Under statism, we all have been witnesses, many times, of systematic material destruction and physical and spiritual death. The atrocities committed by states during the 20th century are unparalleled in scale and can be compared in brutality (but not in duration) to those committed by the most deranged, disturbed and depraved of personalities. Even the Spanish Inquisition under Torquemada, the most despicable show of power of the catholic church that resulted in the killing of 2,000 people in the course of 20 years, cannot remotely compare with the 6 million Jews exterminated by Nazi statism, the more than 10 million liquidated by Stalinist statism, the 30 million starved to death by Maoist statism, and these are only a small sample of the death fury of the state.

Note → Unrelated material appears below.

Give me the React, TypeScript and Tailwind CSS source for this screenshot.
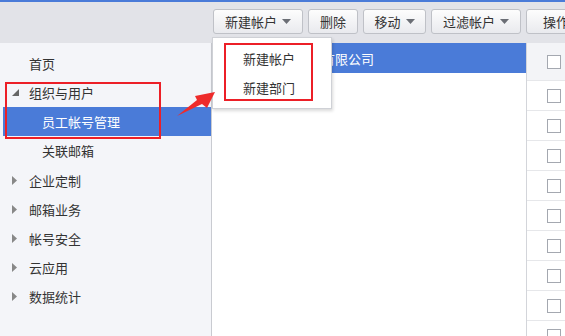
import React from 'react';

const font = { fontFamily: '"Noto Sans CJK SC", "Noto Sans", sans-serif' };

function Caret() {
  return (
    <svg width="9" height="5" viewBox="0 0 9 5" className="ml-[5px]">
      <path d="M0 0 L9 0 L4.5 5 Z" fill="#6b6e75" />
    </svg>
  );
}

function ToolButton({ label, width, caret }: { label: string; width: string; caret?: boolean }) {
  return (
    <div
      className={`${width} h-[25px] shrink-0 flex items-center justify-center rounded-[3px] border border-[#bfc1c7] bg-gradient-to-b from-[#fdfdfd] to-[#e9eaee] text-[13px] text-[#333]`}
    >
      {label}
      {caret && <Caret />}
    </div>
  );
}

const groups = ['企业定制', '邮箱业务', '帐号安全', '云应用', '数据统计'];

export default function App() {
  return (
    <div className="relative w-[565px] h-[336px] overflow-hidden bg-white" style={font}>
      <div className="h-[2px] bg-[#4a7bd8]" />

      {/* Toolbar */}
      <div className="h-[41px] bg-[#e2e3e8] flex items-center gap-[5px] pl-[213px] pb-[2px]">
        <ToolButton label="新建帐户" width="w-[90px]" caret />
        <ToolButton label="删除" width="w-[50px]" />
        <ToolButton label="移动" width="w-[63px]" caret />
        <ToolButton label="过滤帐户" width="w-[90px]" caret />
        <ToolButton label="操作" width="w-[60px]" />
      </div>

      <div className="flex h-[293px]">
        {/* Sidebar */}
        <div className="w-[211px] shrink-0 bg-[#f4f5f9] pt-[6px] text-[13px] text-[#333]">
          <div className="h-[29px] flex items-center pl-[29px]">首页</div>
          <div className="h-[29px] flex items-center pl-[12px]">
            <svg width="7" height="7" viewBox="0 0 7 7" className="mr-[10px]">
              <path d="M7 0 L7 7 L0 7 Z" fill="#666" />
            </svg>
            组织与用户
          </div>
          <div className="h-[29px] ml-[3px] flex items-center pl-[39px] bg-[#4a7bd8] text-white">员工帐号管理</div>
          <div className="h-[30px] flex items-center pl-[42px]">关联邮箱</div>
          {groups.map((g) => (
            <div key={g} className="h-[29px] flex items-center pl-[12px]">
              <svg width="5" height="9" viewBox="0 0 5 9" className="mr-[12px]">
                <path d="M0 0 L5 4.5 L0 9 Z" fill="#888" />
              </svg>
              {g}
            </div>
          ))}
        </div>

        {/* Middle panel */}
        <div className="w-[315px] shrink-0 border-l border-[#c9cbd1] bg-white">
          <div className="h-[30px] bg-[#4a7bd8] text-white text-[13px] flex items-center pl-[32px] pt-[1px]">
            某某网络科技有限公司
          </div>
        </div>

        {/* Right column */}
        <div className="flex-1 border-l border-[#d3d5da]">
          <div className="h-[38px] bg-[#f3f4f7] flex items-center pl-[20px] border-b border-[#e6e7ea]">
            <div className="w-[14px] h-[14px] border border-[#a4a8b0] bg-white" />
          </div>
          {Array.from({ length: 9 }).map((_, i) => (
            <div key={i} className="h-[30px] flex items-center pl-[20px] border-b border-[#e6e7ea]">
              <div className="w-[14px] h-[14px] border border-[#a4a8b0] bg-white" />
            </div>
          ))}
        </div>
      </div>

      {/* Dropdown menu */}
      <div className="absolute left-[212px] top-[37px] w-[120px] h-[72px] bg-white border border-[#cfd1d6] shadow-[1px_2px_3px_rgba(0,0,0,0.15)] text-[13px] text-[#333]">
        <div className="absolute left-[11px] top-[5px] w-[89px] h-[58px] border-2 border-[#ec1f27]" />
        <div className="h-[29px] mt-[6px] flex items-center justify-center pr-[6px]">新建帐户</div>
        <div className="h-[29px] flex items-center justify-center pr-[6px]">新建部门</div>
      </div>

      {/* Highlight around sidebar group */}
      <div className="absolute left-[5px] top-[82px] w-[156px] h-[57px] border-2 border-[#ec1f27]" />

      {/* Arrow */}
      <svg className="absolute left-[170px] top-[80px]" width="50" height="40" viewBox="0 0 50 40">
        <path d="M7 36 L27 20 L25 16 L45 12 L37 28 L32 24 Z" fill="#ee2b2b" />
      </svg>
    </div>
  );
}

In fact, during the historical period of statism, approximately from 1870 (French-Prussian war, destruction of the Porta Pia wall in Rome and invasion of the Papal kingdom by the Italian state) to 1989 (fall of the Berlin Wall and dissolution of communist statism), the deaths caused by the state through the countless disasters, large and small, that it engendered (wars, deportations, famines, etc.), exceed 100 million people, on average 1 million individuals sacrificed every year to and by Leviathan.
Looking back at the 20th century, the horror of statism is still there for anyone who cares to open their eyes or remember: the gas chambers, the concentration camps, the ethnic cleansing, the mass murders, the abolition of freedom, the annihilation of dignity, communities torn apart, children denouncing parents, friends betraying friends. Under the yoke of statism too many people have lived in constant fear and danger of violent death, and still do, because, all too often, the state has made the lives of free human beings and communities poor, nasty, brutish, and short.